An official newspaper, the Securities Times, said China Evergrande Group (HKG:HK:3333) made an overdue bond payment on Friday . The property developer’s struggle to reduce its 2 trillion yuan ($310 billion) of debt to comply with tighter official curbs on borrowing has prompted fears a default might trigger a financial crisis.
Evergrande wired $83.5 million to account for a bond payment that was due Sept. 23, the report said. The company’s Hong Kong-traded shares gained 5%.
The Hang Seng (HONG:HK:HSI) in Hong Kong climbed 0.5% and the Shanghai Composite index (SHG:CN:SHCOMP) incher 0.1% higher.
Tokyo’s Nikkei 225 (NIKKEI:JP:NIK) added 0.8% while the Kospi (KOREA:KR:180721) in Seoul gained 0.2%. Australia’s S&P/ASX 200 (S&P:AU:XJO) was flat. Stocks gained in Singapore (SES:SG:STI) , but were about flat in Taiwan (TAIWAN:TW:Y9999) and Indonesia (INDONESIA:ID:JAKIDX) .
On Wall Street on Thursday, the benchmark S&P 500 (S&P:SPX) bounced back from an early slide to rise 0.3% to 4,549.78, its seventh straight gain. That eclipsed the record high it set on Sept. 2. It is on pace for its third straight weekly gain.
The Dow (DOW:DJIA) slipped less than 0.1%, to 35,603.08, pulled lower by IBM’s 9.6% slump after it reported quarterly revenue that fell shy of analysts’ forecasts. It is just below its all-time high set on Aug. 16.

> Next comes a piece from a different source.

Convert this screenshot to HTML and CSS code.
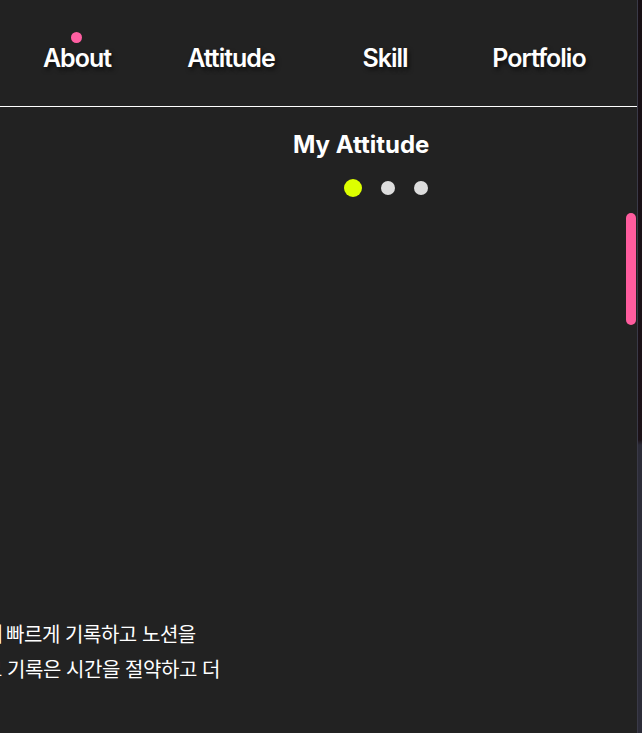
FILE: index.html
```html
<!DOCTYPE html>
<html lang="ko">
<head>
<meta charset="utf-8">
<title>My Attitude</title>
<link rel="stylesheet" href="styles.css">
</head>
<body>
<div class="page">
  <div class="main">
    <header class="nav">
      <a class="nav-item active">About</a>
      <a class="nav-item">Attitude</a>
      <a class="nav-item">Skill</a>
      <a class="nav-item">Portfolio</a>
    </header>
    <section class="attitude">
      <div class="heading">
        <h2 class="title">My Attitude</h2>
        <div class="dots">
          <span class="dot on"></span>
          <span class="dot"></span>
          <span class="dot"></span>
        </div>
      </div>
    </section>
    <div class="desc">
      <p class="line l1"><span class="lead">신속히 </span>빠르게 기록하고 노션을</p>
      <p class="line l2">하고 기록은 시간을 절약하고 더</p>
    </div>
    <div class="thumb"></div>
  </div>
  <div class="edge"></div>
</div>
</body>
</html>
```
FILE: styles.css
```css
html, body {
  margin: 0;
  padding: 0;
  background: #222222;
  overflow: hidden;
}
.page {
  display: flex;
  width: 642px;
  height: 733px;
}
.main {
  position: relative;
  width: 637px;
  height: 733px;
  display: flex;
  flex-direction: column;
  overflow: hidden;
  font-family: Inter, "Noto Sans", sans-serif;
  color: #ffffff;
}
.nav {
  display: grid;
  grid-template-columns: repeat(4, 154px);
  height: 106px;
  border-bottom: 1px solid #ffffff;
  box-sizing: content-box;
}
.nav-item {
  position: relative;
  display: flex;
  align-items: center;
  justify-content: center;
  padding-top: 10px;
  font-size: 25px;
  font-weight: 600;
  letter-spacing: -1px;
  color: #ffffff;
  text-shadow: 2px 3px 4px rgba(0, 0, 0, 0.55);
}
.nav-item.active::before {
  content: "";
  position: absolute;
  left: 71px;
  top: 32px;
  width: 11px;
  height: 11px;
  border-radius: 50%;
  background: #ff5fa2;
}
.attitude {
  padding-left: 293px;
  padding-top: 23px;
}
.heading {
  display: inline-flex;
  flex-direction: column;
  align-items: flex-end;
}
.title {
  margin: 0;
  font-size: 24px;
  line-height: 30px;
  font-weight: 700;
  letter-spacing: 0;
}
.dots {
  display: flex;
  align-items: center;
  gap: 19px;
  margin-top: 19px;
  margin-right: 1px;
}
.dot {
  width: 14px;
  height: 14px;
  border-radius: 50%;
  background: #dddddd;
}
.dot.on {
  width: 18px;
  height: 18px;
  background: #ddff00;
}
.desc {
  margin-top: auto;
  margin-bottom: 47px;
  font-family: "Noto Sans CJK KR", sans-serif;
  font-size: 20px;
  letter-spacing: -0.45px;
  line-height: 35px;
}
.line {
  margin: 0;
  white-space: nowrap;
}
.l1 { margin-left: -51px; }
.lead { word-spacing: -2px; }
.l2 { margin-left: -34px; }
.thumb {
  position: absolute;
  left: 626px;
  top: 213px;
  width: 10px;
  height: 112px;
  border-radius: 5px;
  background: #ff5c9e;
}
.edge {
  width: 5px;
  height: 733px;
  background: linear-gradient(to bottom, #170f14 0, #1c1218 440px, #2c2c38 445px, #2c2c38 100%);
  box-shadow: inset 1px 0 0 #3a3a48;
}
```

The Nasdaq (NASDAQ:COMP) gained 0.6% to 15,215.70.
The uneven finish came as investors continued to review the latest company earnings reports, with global supply chain problems and the impact from rising inflation a key focus. Many companies have warned that the supply chain issues and overall higher costs will hurt operations and Wall Street is trying to gauge just how much it will sting corporate profit growth and margins.

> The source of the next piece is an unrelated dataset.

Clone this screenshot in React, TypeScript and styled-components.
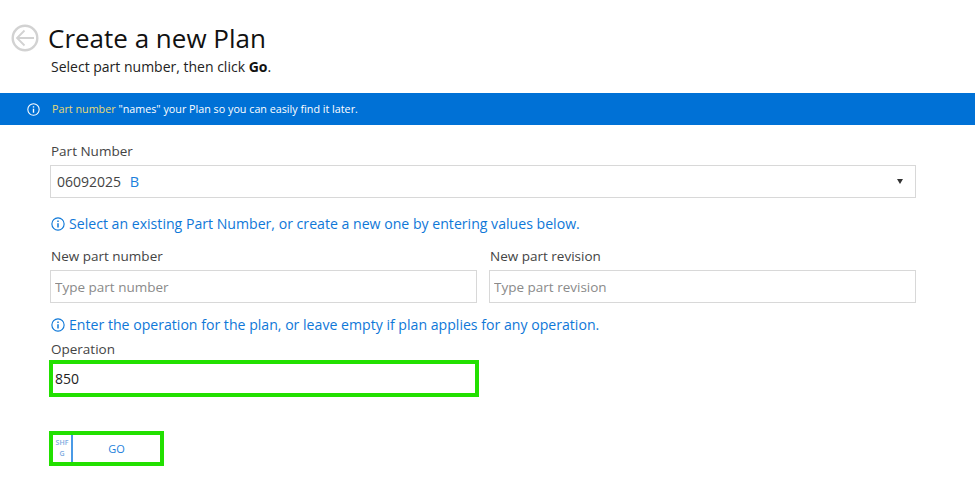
import styled, { createGlobalStyle } from "styled-components";

const GlobalStyle = createGlobalStyle`
  html, body {
    margin: 0;
    padding: 0;
    background: #fff;
    font-family: "Open Sans", "Noto Sans", sans-serif;
  }
`;

const InfoIcon = ({ size }: { size: number }) => (
  <svg width={size} height={size} viewBox="0 0 16 16" fill="none" stroke="currentColor" strokeWidth="1.3">
    <circle cx="8" cy="8" r="7" />
    <line x1="8" y1="7" x2="8" y2="12" strokeWidth="1.7" />
    <line x1="8" y1="4" x2="8" y2="5.6" strokeWidth="1.7" />
  </svg>
);

const App = () => (
  <Page>
    <GlobalStyle />
    <Header>
      <BackIcon width="28" height="28" viewBox="0 0 28 28" fill="none" stroke="#d2d2d2">
        <circle cx="14" cy="14" r="12.3" strokeWidth="2.4" />
        <path d="M23 14H6.5M13.5 6.5L6 14l7.5 7.5" strokeWidth="1.8" />
      </BackIcon>
      <div>
        <Title>Create a new Plan</Title>
        <Subtitle>
          Select part number, then click <b>Go</b>.
        </Subtitle>
      </div>
    </Header>

    <Banner>
      <InfoIcon size={13} />
      <span>
        <Accent>Part number</Accent> "names" your Plan so you can easily find it later.
      </span>
    </Banner>

    <Form>
      <Label>Part Number</Label>
      <SelectBox>
        <span>
          06092025 <Revision>B</Revision>
        </span>
        <Caret />
      </SelectBox>

      <Hint $top={16}>
        <InfoIcon size={14} />
        Select an existing Part Number, or create a new one by entering values below.
      </Hint>

      <Columns>
        <div>
          <Label>New part number</Label>
          <TextInput placeholder="Type part number" />
        </div>
        <div>
          <Label>New part revision</Label>
          <TextInput placeholder="Type part revision" />
        </div>
      </Columns>

      <Hint $top={12}>
        <InfoIcon size={14} />
        Enter the operation for the plan, or leave empty if plan applies for any operation.
      </Hint>

      <OperationLabel>Operation</OperationLabel>
      <OperationInput defaultValue="850" />

      <GoButton type="button">
        <Shortcut>
          SHF
          <br />G
        </Shortcut>
        <GoText>GO</GoText>
      </GoButton>
    </Form>
  </Page>
);
export default App;

const Page = styled.div`
  width: 975px;
  height: 484px;
  overflow: hidden;
  background: #fff;
`;

const Header = styled.header`
  display: flex;
  gap: 9px;
  padding: 22px 0 0 11px;
  height: 71px;
  box-sizing: border-box;
`;

const BackIcon = styled.svg`
  flex: none;
  margin-top: 2px;
`;

const Title = styled.h1`
  margin: 0;
  font-size: 26px;
  font-weight: 400;
  line-height: 33px;
  color: #111;
`;

const Subtitle = styled.p`
  margin: 0 0 0 3px;
  font-size: 14px;
  line-height: 24px;
  color: #222;
  b {
    font-weight: 700;
    color: #111;
  }
`;

const Banner = styled.div`
  display: flex;
  align-items: center;
  gap: 12px;
  height: 32px;
  margin-top: 22px;
  padding-left: 27px;
  background: #0071d6;
  color: #fff;
  font-size: 10.75px;
`;

const Accent = styled.span`
  color: #e6d977;
`;

const Form = styled.main`
  width: 866px;
  margin-left: 50px;
  padding-top: 17px;
`;

const Label = styled.div`
  font-size: 13.5px;
  line-height: 19px;
  color: #444;
  margin-bottom: 4px;
  padding-left: 1px;
`;

const SelectBox = styled.div`
  display: flex;
  align-items: center;
  justify-content: space-between;
  box-sizing: border-box;
  height: 33px;
  padding: 0 12px 0 6px;
  border: 1px solid #d8d8d8;
  font-size: 14px;
  color: #444;
`;

const Revision = styled.span`
  margin-left: 5px;
  font-size: 14.5px;
  color: #1c7fdc;
`;

const Caret = styled.i`
  width: 0;
  height: 0;
  border-left: 3.5px solid transparent;
  border-right: 3.5px solid transparent;
  border-top: 5px solid #333;
`;

const Hint = styled.div<{ $top: number }>`
  display: flex;
  align-items: center;
  gap: 4px;
  margin-top: ${({ $top }) => $top}px;
  font-size: 14.12px;
  line-height: 19px;
  color: #0f78d8;
  svg {
    margin-left: 1px;
  }
`;

const Columns = styled.div`
  display: grid;
  grid-template-columns: 427px 427px;
  gap: 12px;
  margin-top: 14px;
`;

const TextInput = styled.input`
  display: block;
  box-sizing: border-box;
  width: 100%;
  height: 33px;
  padding: 0 4px;
  border: 1px solid #d8d8d8;
  outline: none;
  font: 13.5px "Open Sans", sans-serif;
  &::placeholder {
    color: #8a8a8a;
    opacity: 1;
  }
`;

const OperationLabel = styled(Label)`
  margin: 6px 0 1px;
`;

const OperationInput = styled.input`
  display: block;
  box-sizing: border-box;
  width: 430px;
  height: 37px;
  margin-left: -1px;
  padding: 0 2px;
  border: 4px solid #22e000;
  outline: none;
  font: 14px "Open Sans", sans-serif;
  color: #222;
`;

const GoButton = styled.button`
  display: flex;
  box-sizing: border-box;
  width: 115px;
  height: 35px;
  margin: 34px 0 0 -1px;
  padding: 0;
  border: 4px solid #22e000;
  background: #fff;
  color: #1c7fdc;
  font-family: "Open Sans", sans-serif;
`;

const Shortcut = styled.span`
  flex: none;
  box-sizing: border-box;
  width: 20px;
  height: 100%;
  padding-top: 2px;
  border-right: 2px solid #4a9ae6;
  font-size: 7px;
  font-weight: 600;
  line-height: 11px;
  text-align: center;
  color: #7aa9e0;
`;

const GoText = styled.span`
  flex: 1;
  font-size: 11px;
  line-height: 27px;
  text-align: center;
`;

Bond yields moved higher. The yield on the 10-year Treasury slipped to 1.68% from 1.69% late Thursday.
Outside of earnings, investors received an encouraging update on the labor market. The Labor Department reported that the number of Americans applying for unemployment benefits fell last week to a new low point since the pandemic erupted.
In other trading, U.S. benchmark crude oil lost 32 cents to $82.18 per barrel in electronic trading on the New York Mercantile Exchange. It gave up 92 cents to $82.50 per barrel on Thursday.
Brent crude , used as a standard for global pricing, shed 43 cents to $84.18 per barrel.
The U.S. dollar (XTUP:USDJPY) rose to 114.08 Japanese yen from 113.99 yen late Thursday.